Quote the listing below in its entirety, omitting every image.

◆ **Dataset section**
[BEGIN]

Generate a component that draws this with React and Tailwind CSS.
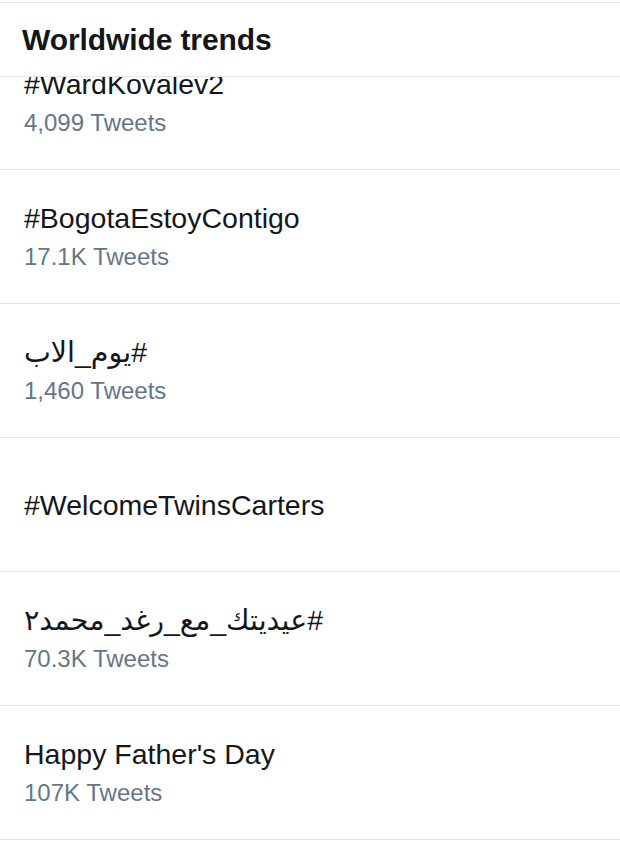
const trends = [
  { name: '#WardKovalev2', count: '4,099 Tweets' },
  { name: '#BogotaEstoyContigo', count: '17.1K Tweets' },
  { name: '#يوم_الاب', count: '1,460 Tweets', rtl: true },
  { name: '#WelcomeTwinsCarters' },
  { name: '#عيديتك_مع_رغد_محمد٢', count: '70.3K Tweets', rtl: true },
  { name: "Happy Father's Day", count: '107K Tweets' },
]

function TrendRow({ trend }) {
  return (
    <div className="h-[134px] border-b border-[#e1e4e8] flex flex-col justify-center pl-[24px]">
      <div
        dir={trend.rtl ? 'rtl' : undefined}
        className="text-left text-[28.5px] leading-[32px] text-[#14171a]"
      >
        {trend.name}
      </div>
      {trend.count && (
        <div className="mt-[8px] text-[24px] leading-[30px] text-[#657786]">
          {trend.count}
        </div>
      )}
    </div>
  )
}

export default function App() {
  return (
    <div
      className="w-[620px] h-[842px] bg-white overflow-hidden flex flex-col"
      style={{ fontFamily: '"Liberation Sans", "DejaVu Sans", sans-serif' }}
    >
      <div className="mt-[2px] h-[75px] shrink-0 border-t border-b border-[#e1e4e8] flex items-center pl-[22px] bg-white">
        <h2 className="text-[30px] font-bold text-[#14171a] tracking-[-0.1px]">
          Worldwide trends
        </h2>
      </div>
      <div className="flex-1 overflow-hidden">
        <div className="-mt-[41px]">
          {trends.map((t) => (
            <TrendRow key={t.name} trend={t} />
          ))}
        </div>
      </div>
    </div>
  )
}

[END]

◆ **Output**
Generate a component that draws this with React and Tailwind CSS.
const trends = [
  { name: '#WardKovalev2', count: '4,099 Tweets' },
  { name: '#BogotaEstoyContigo', count: '17.1K Tweets' },
  { name: '#يوم_الاب', count: '1,460 Tweets', rtl: true },
  { name: '#WelcomeTwinsCarters' },
  { name: '#عيديتك_مع_رغد_محمد٢', count: '70.3K Tweets', rtl: true },
  { name: "Happy Father's Day", count: '107K Tweets' },
]

function TrendRow({ trend }) {
  return (
    <div className="h-[134px] border-b border-[#e1e4e8] flex flex-col justify-center pl-[24px]">
      <div
        dir={trend.rtl ? 'rtl' : undefined}
        className="text-left text-[28.5px] leading-[32px] text-[#14171a]"
      >
        {trend.name}
      </div>
      {trend.count && (
        <div className="mt-[8px] text-[24px] leading-[30px] text-[#657786]">
          {trend.count}
        </div>
      )}
    </div>
  )
}

export default function App() {
  return (
    <div
      className="w-[620px] h-[842px] bg-white overflow-hidden flex flex-col"
      style={{ fontFamily: '"Liberation Sans", "DejaVu Sans", sans-serif' }}
    >
      <div className="mt-[2px] h-[75px] shrink-0 border-t border-b border-[#e1e4e8] flex items-center pl-[22px] bg-white">
        <h2 className="text-[30px] font-bold text-[#14171a] tracking-[-0.1px]">
          Worldwide trends
        </h2>
      </div>
      <div className="flex-1 overflow-hidden">
        <div className="-mt-[41px]">
          {trends.map((t) => (
            <TrendRow key={t.name} trend={t} />
          ))}
        </div>
      </div>
    </div>
  )
}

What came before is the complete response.